> **Short problem**
Each line of the material must be repeated precisely, with the pictures left out.

> **Source material**
* Begin *

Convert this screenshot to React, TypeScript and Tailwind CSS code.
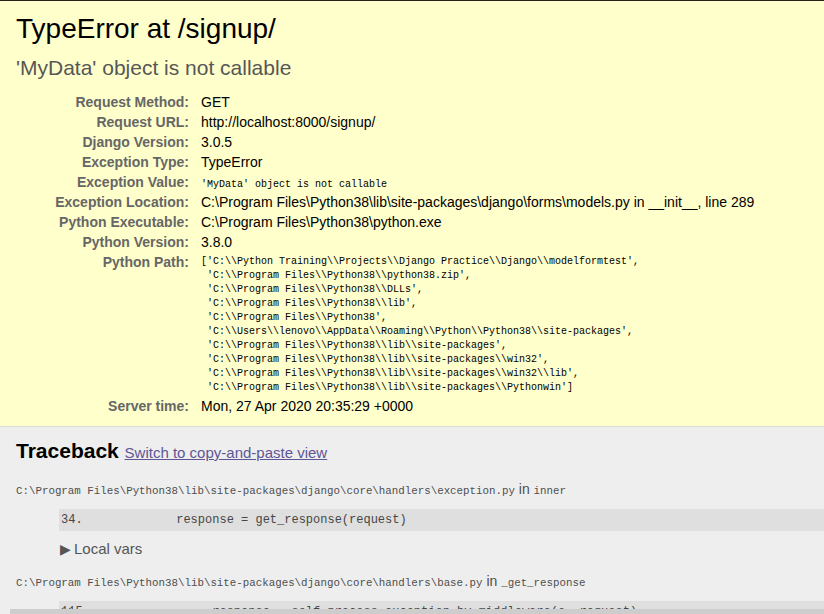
const sans = "font-['Liberation_Sans',Arial,sans-serif]"
const mono = "font-['Liberation_Mono','Courier_New',monospace]"

const summaryRows: { label: string; value: string; mono?: boolean }[] = [
    { label: 'Request Method:', value: 'GET' },
    { label: 'Request URL:', value: 'http://localhost:8000/signup/' },
    { label: 'Django Version:', value: '3.0.5' },
    { label: 'Exception Type:', value: 'TypeError' },
    { label: 'Exception Value:', value: "'MyData' object is not callable", mono: true },
    { label: 'Exception Location:', value: 'C:\\Program Files\\Python38\\lib\\site-packages\\django\\forms\\models.py in __init__, line 289' },
    { label: 'Python Executable:', value: 'C:\\Program Files\\Python38\\python.exe' },
    { label: 'Python Version:', value: '3.8.0' },
]

const pythonPath = [
    "['C:\\\\Python Training\\\\Projects\\\\Django Practice\\\\Django\\\\modelformtest',",
    " 'C:\\\\Program Files\\\\Python38\\\\python38.zip',",
    " 'C:\\\\Program Files\\\\Python38\\\\DLLs',",
    " 'C:\\\\Program Files\\\\Python38\\\\lib',",
    " 'C:\\\\Program Files\\\\Python38',",
    " 'C:\\\\Users\\\\lenovo\\\\AppData\\\\Roaming\\\\Python\\\\Python38\\\\site-packages',",
    " 'C:\\\\Program Files\\\\Python38\\\\lib\\\\site-packages',",
    " 'C:\\\\Program Files\\\\Python38\\\\lib\\\\site-packages\\\\win32',",
    " 'C:\\\\Program Files\\\\Python38\\\\lib\\\\site-packages\\\\win32\\\\lib',",
    " 'C:\\\\Program Files\\\\Python38\\\\lib\\\\site-packages\\\\Pythonwin']",
]

const frames = [
    {
        file: 'C:\\Program Files\\Python38\\lib\\site-packages\\django\\core\\handlers\\exception.py',
        func: 'inner',
        line: '34.',
        code: '             response = get_response(request)',
        vars: true,
    },
    {
        file: 'C:\\Program Files\\Python38\\lib\\site-packages\\django\\core\\handlers\\base.py',
        func: '_get_response',
        line: '115.',
        code: '                 response = self.process_exception_by_middleware(e, request)',
        vars: false,
    },
]

function Row({ label, children }: { label: string; children: React.ReactNode }) {
    return (
        <div className="flex h-[20px] leading-[20px]">
            <div className="w-[189px] shrink-0 text-right font-bold text-[#666] text-[14px]">{label}</div>
            <div className="pl-[12px] text-black">{children}</div>
        </div>
    )
}

export default function App() {
    return (
        <div className={`relative h-[614px] w-[824px] overflow-hidden bg-white ${sans}`}>
            {/* Summary */}
            <div className="border-t border-t-[#28231a] border-b border-b-[#ddd] bg-[#ffc] pt-[12px] pb-[10px]">
                <h1 className="pl-[16px] text-[28px] leading-[32px] font-normal text-black">TypeError at /signup/</h1>
                <h2 className="mt-[11px] pl-[16px] text-[21px] leading-[24px] font-normal text-[#575757]">'MyData' object is not callable</h2>

                <div className="mt-[12px]">
                    {summaryRows.map((row) => (
                        <Row key={row.label} label={row.label}>
                            {row.mono ? (
                                <span className={`${mono} text-[10px] whitespace-pre`}>{row.value}</span>
                            ) : (
                                <span className="text-[14px] whitespace-nowrap">{row.value}</span>
                            )}
                        </Row>
                    ))}
                    <div className="flex leading-[20px]">
                        <div className="w-[189px] shrink-0 text-right font-bold text-[#666] text-[14px]">Python Path:</div>
                        <pre className={`pl-[12px] pt-[3px] pb-[1px] ${mono} text-[10px] leading-[14px] text-black`}>
                            {pythonPath.join('\n')}
                        </pre>
                    </div>
                    <Row label="Server time:">
                        <span className="text-[14px]">Mon, 27 Apr 2020 20:35:29 +0000</span>
                    </Row>
                </div>
            </div>

            {/* Traceback */}
            <div className="bg-[#eee] pt-[12px] h-full">
                <h2 className="pl-[16px] text-[21px] leading-[24px] font-bold text-black">
                    Traceback{' '}
                    <a href="#" className="text-[15px] font-normal text-[#5E5694] underline">Switch to copy-and-paste view</a>
                </h2>

                <ul className="mt-[16px]">
                    {frames.map((f) => (
                        <li key={f.file} className="pb-[16px]">
                            <div className="pl-[16px] leading-[16px] text-[#4f4f4f] whitespace-nowrap">
                                <code className={`${mono} text-[10.8px]`}>{f.file}</code>
                                <span className="text-[14px]"> in </span>
                                <code className={`${mono} text-[10.8px]`}>{f.func}</code>
                            </div>
                            <div className="mt-[10px] ml-[59px] bg-[#dfdfdf] h-[22px] pl-[2px] flex items-center">
                                <pre className={`${mono} text-[12px] leading-[16px] text-[#464646]`}>
                                    {f.line + f.code}
                                </pre>
                            </div>
                            {f.vars && (
                                <div className="mt-[10px] ml-[60px] flex items-center gap-[3px] text-[15px] leading-[16px] text-[#555]">
                                    <span className="text-[14px]">▶</span>
                                    <span>Local vars</span>
                                </div>
                            )}
                        </li>
                    ))}
                </ul>
            </div>

            {/* scrollbar strip at the bottom edge */}
            <div className="absolute left-[10px] right-0 bottom-0 h-[5px] bg-[#cdcdcd]" />
        </div>
    )
}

* End *

> **Exercise response**
Convert this screenshot to React, TypeScript and Tailwind CSS code.
const sans = "font-['Liberation_Sans',Arial,sans-serif]"
const mono = "font-['Liberation_Mono','Courier_New',monospace]"

const summaryRows: { label: string; value: string; mono?: boolean }[] = [
    { label: 'Request Method:', value: 'GET' },
    { label: 'Request URL:', value: 'http://localhost:8000/signup/' },
    { label: 'Django Version:', value: '3.0.5' },
    { label: 'Exception Type:', value: 'TypeError' },
    { label: 'Exception Value:', value: "'MyData' object is not callable", mono: true },
    { label: 'Exception Location:', value: 'C:\\Program Files\\Python38\\lib\\site-packages\\django\\forms\\models.py in __init__, line 289' },
    { label: 'Python Executable:', value: 'C:\\Program Files\\Python38\\python.exe' },
    { label: 'Python Version:', value: '3.8.0' },
]

const pythonPath = [
    "['C:\\\\Python Training\\\\Projects\\\\Django Practice\\\\Django\\\\modelformtest',",
    " 'C:\\\\Program Files\\\\Python38\\\\python38.zip',",
    " 'C:\\\\Program Files\\\\Python38\\\\DLLs',",
    " 'C:\\\\Program Files\\\\Python38\\\\lib',",
    " 'C:\\\\Program Files\\\\Python38',",
    " 'C:\\\\Users\\\\lenovo\\\\AppData\\\\Roaming\\\\Python\\\\Python38\\\\site-packages',",
    " 'C:\\\\Program Files\\\\Python38\\\\lib\\\\site-packages',",
    " 'C:\\\\Program Files\\\\Python38\\\\lib\\\\site-packages\\\\win32',",
    " 'C:\\\\Program Files\\\\Python38\\\\lib\\\\site-packages\\\\win32\\\\lib',",
    " 'C:\\\\Program Files\\\\Python38\\\\lib\\\\site-packages\\\\Pythonwin']",
]

const frames = [
    {
        file: 'C:\\Program Files\\Python38\\lib\\site-packages\\django\\core\\handlers\\exception.py',
        func: 'inner',
        line: '34.',
        code: '             response = get_response(request)',
        vars: true,
    },
    {
        file: 'C:\\Program Files\\Python38\\lib\\site-packages\\django\\core\\handlers\\base.py',
        func: '_get_response',
        line: '115.',
        code: '                 response = self.process_exception_by_middleware(e, request)',
        vars: false,
    },
]

function Row({ label, children }: { label: string; children: React.ReactNode }) {
    return (
        <div className="flex h-[20px] leading-[20px]">
            <div className="w-[189px] shrink-0 text-right font-bold text-[#666] text-[14px]">{label}</div>
            <div className="pl-[12px] text-black">{children}</div>
        </div>
    )
}

export default function App() {
    return (
        <div className={`relative h-[614px] w-[824px] overflow-hidden bg-white ${sans}`}>
            {/* Summary */}
            <div className="border-t border-t-[#28231a] border-b border-b-[#ddd] bg-[#ffc] pt-[12px] pb-[10px]">
                <h1 className="pl-[16px] text-[28px] leading-[32px] font-normal text-black">TypeError at /signup/</h1>
                <h2 className="mt-[11px] pl-[16px] text-[21px] leading-[24px] font-normal text-[#575757]">'MyData' object is not callable</h2>

                <div className="mt-[12px]">
                    {summaryRows.map((row) => (
                        <Row key={row.label} label={row.label}>
                            {row.mono ? (
                                <span className={`${mono} text-[10px] whitespace-pre`}>{row.value}</span>
                            ) : (
                                <span className="text-[14px] whitespace-nowrap">{row.value}</span>
                            )}
                        </Row>
                    ))}
                    <div className="flex leading-[20px]">
                        <div className="w-[189px] shrink-0 text-right font-bold text-[#666] text-[14px]">Python Path:</div>
                        <pre className={`pl-[12px] pt-[3px] pb-[1px] ${mono} text-[10px] leading-[14px] text-black`}>
                            {pythonPath.join('\n')}
                        </pre>
                    </div>
                    <Row label="Server time:">
                        <span className="text-[14px]">Mon, 27 Apr 2020 20:35:29 +0000</span>
                    </Row>
                </div>
            </div>

            {/* Traceback */}
            <div className="bg-[#eee] pt-[12px] h-full">
                <h2 className="pl-[16px] text-[21px] leading-[24px] font-bold text-black">
                    Traceback{' '}
                    <a href="#" className="text-[15px] font-normal text-[#5E5694] underline">Switch to copy-and-paste view</a>
                </h2>

                <ul className="mt-[16px]">
                    {frames.map((f) => (
                        <li key={f.file} className="pb-[16px]">
                            <div className="pl-[16px] leading-[16px] text-[#4f4f4f] whitespace-nowrap">
                                <code className={`${mono} text-[10.8px]`}>{f.file}</code>
                                <span className="text-[14px]"> in </span>
                                <code className={`${mono} text-[10.8px]`}>{f.func}</code>
                            </div>
                            <div className="mt-[10px] ml-[59px] bg-[#dfdfdf] h-[22px] pl-[2px] flex items-center">
                                <pre className={`${mono} text-[12px] leading-[16px] text-[#464646]`}>
                                    {f.line + f.code}
                                </pre>
                            </div>
                            {f.vars && (
                                <div className="mt-[10px] ml-[60px] flex items-center gap-[3px] text-[15px] leading-[16px] text-[#555]">
                                    <span className="text-[14px]">▶</span>
                                    <span>Local vars</span>
                                </div>
                            )}
                        </li>
                    ))}
                </ul>
            </div>

            {/* scrollbar strip at the bottom edge */}
            <div className="absolute left-[10px] right-0 bottom-0 h-[5px] bg-[#cdcdcd]" />
        </div>
    )
}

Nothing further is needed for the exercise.